WRITTEN TASK:
Copy each line that contains the word "components".

STORED DATA:

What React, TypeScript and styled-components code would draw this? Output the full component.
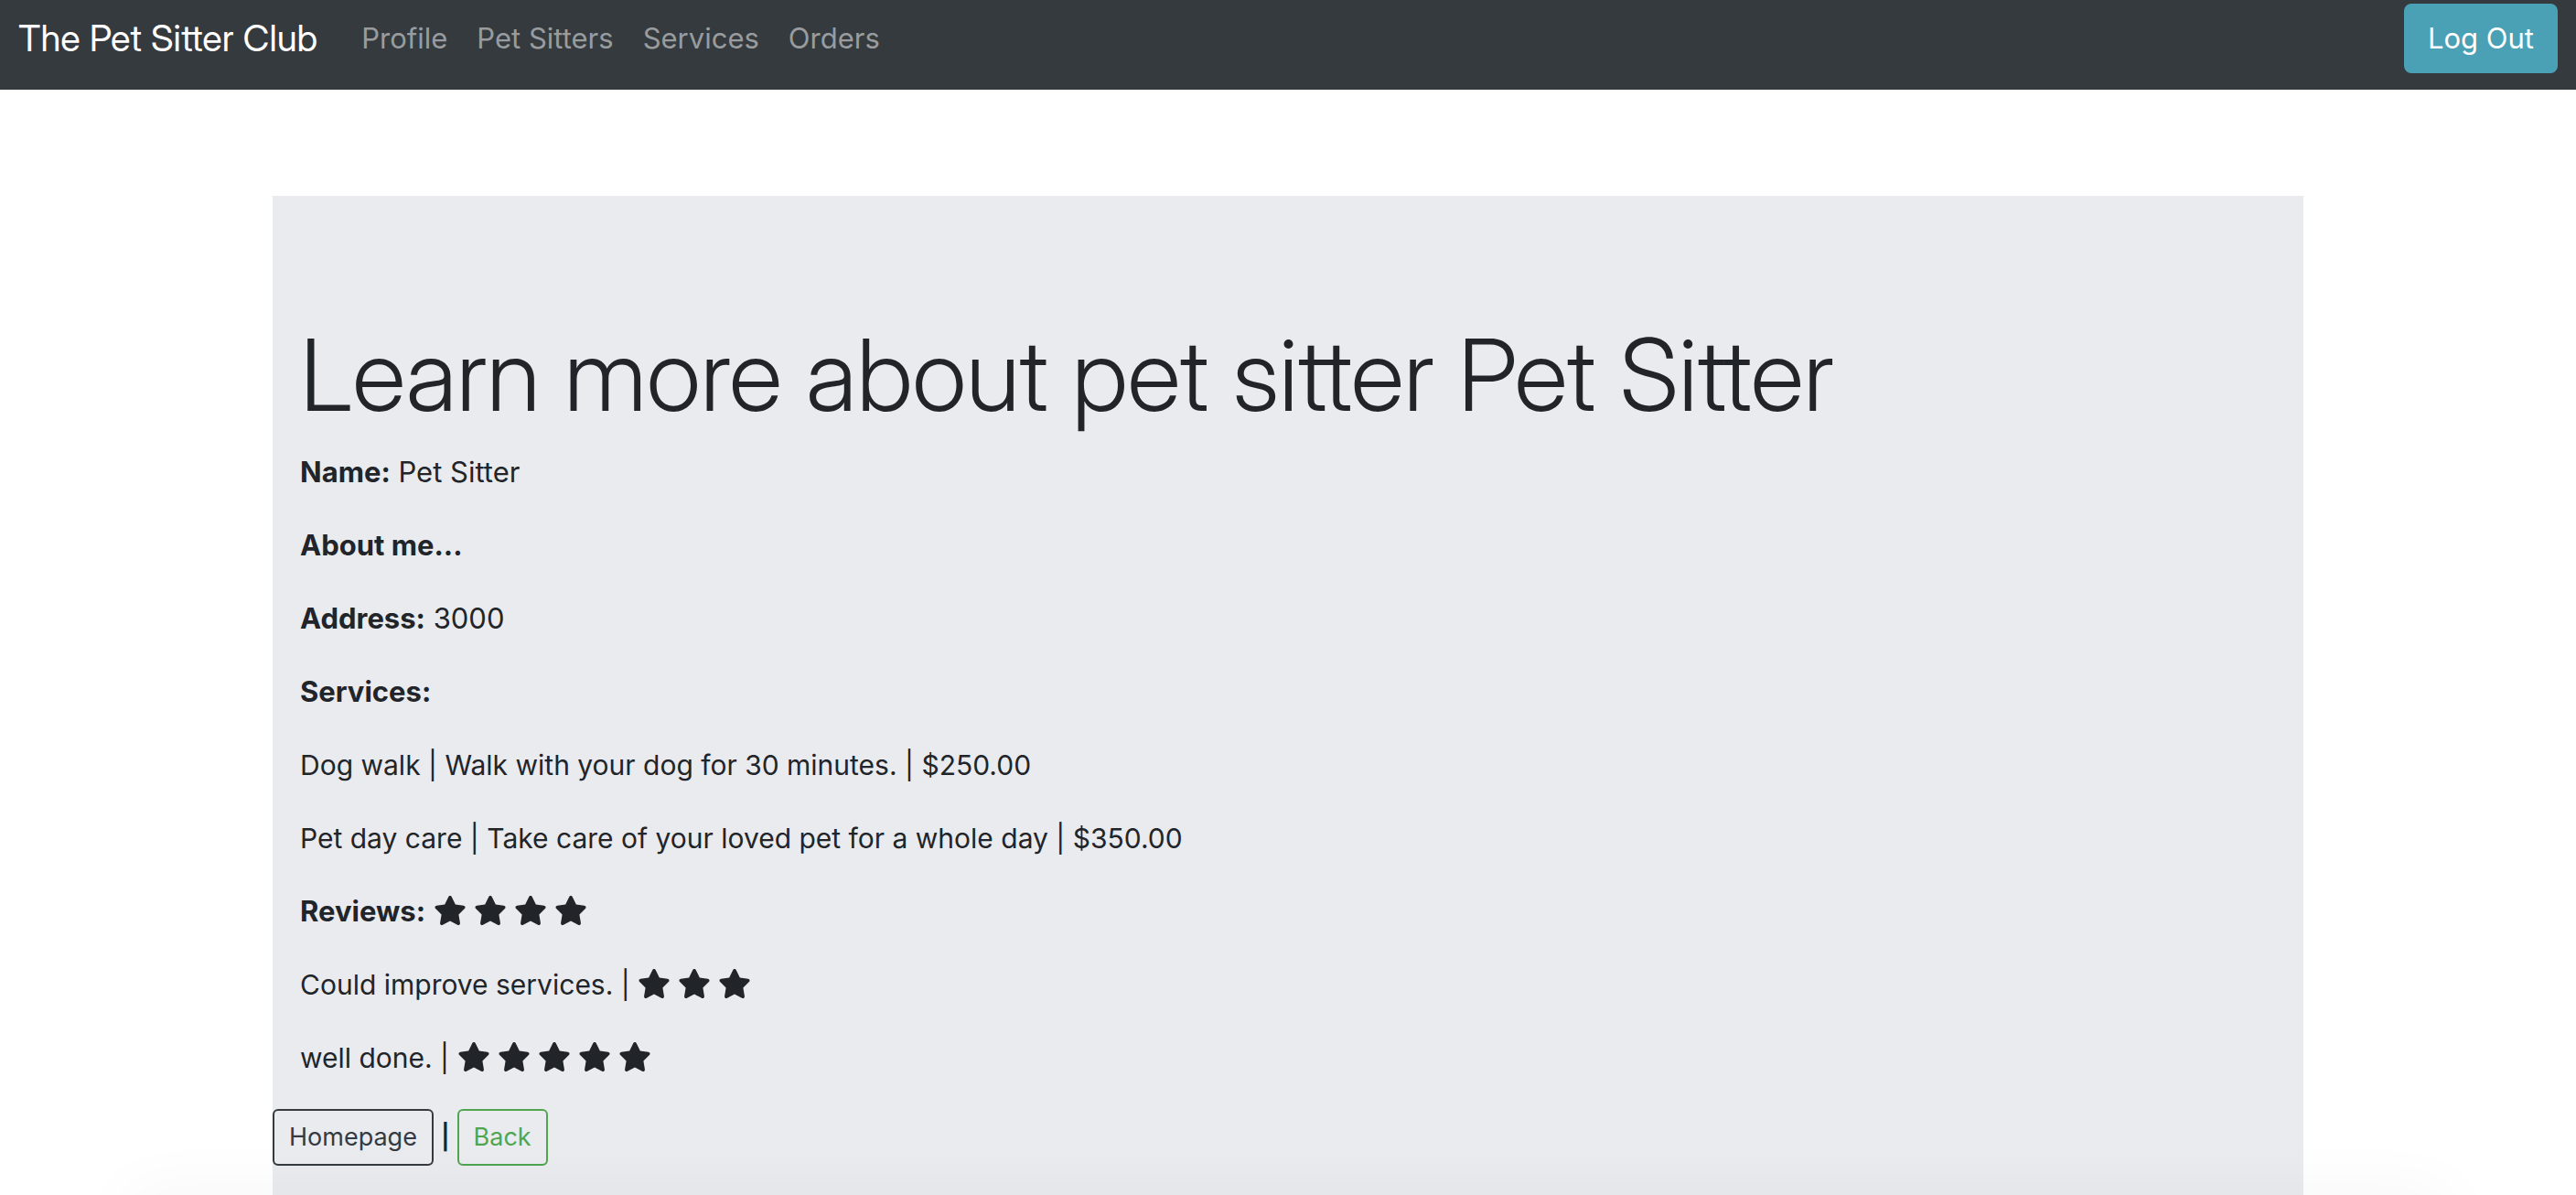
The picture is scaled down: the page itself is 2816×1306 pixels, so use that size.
import React from "react";
import styled, { createGlobalStyle } from "styled-components";
import { FaStar } from "react-icons/fa6";

const GlobalStyle = createGlobalStyle`
  *, *::before, *::after { box-sizing: border-box; }
  body {
    margin: 0;
    background: #fff;
    color: #212529;
    font-family: Inter, "Liberation Sans", sans-serif;
    font-size: 31px;
    font-variant-ligatures: none;
    line-height: 48px;
  }
`;

const Page = styled.div`
  display: flex;
  flex-direction: column;
  min-height: 100vh;
`;

const Navbar = styled.nav`
  display: flex;
  align-items: center;
  padding: 4px 20px 18px;
  background: #353a3e;
`;

const Brand = styled.a`
  margin-right: 32px;
  color: #fff;
  font-family: "Inter Display", Inter, sans-serif;
  font-size: 40px;
  line-height: 60px;
  text-decoration: none;
  white-space: nowrap;
`;

const NavList = styled.ul`
  display: flex;
  flex: 1;
  margin: 0;
  padding: 0;
  list-style: none;
`;

const NavLink = styled.a`
  display: block;
  padding: 0 16px;
  color: #999c9f;
  text-decoration: none;
`;

const LogOutButton = styled.button`
  padding: 12px 24px;
  border: 2px solid #4aa0b5;
  border-radius: 8px;
  background: #4aa0b5;
  color: #fff;
  font: inherit;
`;

const Panel = styled.main`
  flex: 1;
  width: calc(100% - 40px);
  max-width: 2220px;
  margin: 116px auto 0;
  padding: 128px 0 32px;
  background: #eaebef;
`;

const Details = styled.section`
  padding: 0 30px;
`;

const Title = styled.h1`
  margin: 0 0 16px;
  font-family: "Inter Display", Inter, sans-serif;
  font-size: 109px;
  font-weight: 300;
  line-height: 134px;
`;

const Line = styled.p`
  margin: 0 0 32px;
`;

const Entry = styled(Line)`
  font-size: 30px;
`;

const StarList = styled.span`
  display: inline-flex;
  gap: 8px;
  vertical-align: -4px;

  svg {
    width: 36px;
    height: 32px;
  }
`;

const Actions = styled.div`
  display: flex;
  align-items: center;
  gap: 8px;
`;

const Separator = styled.span`
  font-size: 27px;
  font-weight: 600;
`;

const ActionLink = styled.a<{ $color: string }>`
  padding: 8px 16px;
  border: 2px solid ${(p) => p.$color};
  border-radius: 6px;
  color: ${(p) => p.$color};
  font-size: 27px;
  line-height: 42px;
  text-decoration: none;
`;

const BottomShade = styled.div`
  position: fixed;
  right: 140px;
  bottom: -40px;
  left: 140px;
  height: 40px;
  box-shadow: 0 0 70px rgba(0, 0, 0, 0.05);
  pointer-events: none;
`;

const navItems = ["Profile", "Pet Sitters", "Services", "Orders"];

const services = [
  { name: "Dog walk", about: "Walk with your dog for 30 minutes.", price: "$250.00" },
  { name: "Pet day care", about: "Take care of your loved pet for a whole day", price: "$350.00" },
];

const reviews = [
  { text: "Could improve services.", stars: 3 },
  { text: "well done.", stars: 5 },
];

function Stars({ count }: { count: number }) {
  return (
    <StarList role="img" aria-label={`${count} stars`}>
      {Array.from({ length: count }, (_, i) => (
        <FaStar key={i} />
      ))}
    </StarList>
  );
}

export default function App() {
  return (
    <Page>
      <GlobalStyle />
      <Navbar>
        <Brand href="#">The Pet Sitter Club</Brand>
        <NavList>
          {navItems.map((item) => (
            <li key={item}>
              <NavLink href="#">{item}</NavLink>
            </li>
          ))}
        </NavList>
        <LogOutButton type="button">Log Out</LogOutButton>
      </Navbar>
      <Panel>
        <Details>
          <Title>Learn more about pet sitter Pet Sitter</Title>
          <Line><strong>Name:</strong> Pet Sitter</Line>
          <Line><strong>About me...</strong></Line>
          <Line><strong>Address:</strong> 3000</Line>
          <Line><strong>Services:</strong></Line>
          {services.map((s) => (
            <Entry key={s.name}>{`${s.name} | ${s.about} | ${s.price}`}</Entry>
          ))}
          <Line><strong>Reviews:</strong> <Stars count={4} /></Line>
          {reviews.map((r) => (
            <Entry key={r.text}>{`${r.text} | `}<Stars count={r.stars} /></Entry>
          ))}
        </Details>
        <Actions>
          <ActionLink href="#" $color="#343a40">Homepage</ActionLink>
          <Separator>|</Separator>
          <ActionLink href="#" $color="#4fa64f">Back</ActionLink>
        </Actions>
      </Panel>
      <BottomShade />
    </Page>
  );
}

RESPONSE TO THIS EXERCISE:
What React, TypeScript and styled-components code would draw this? Output the full component.
import styled, { createGlobalStyle } from "styled-components";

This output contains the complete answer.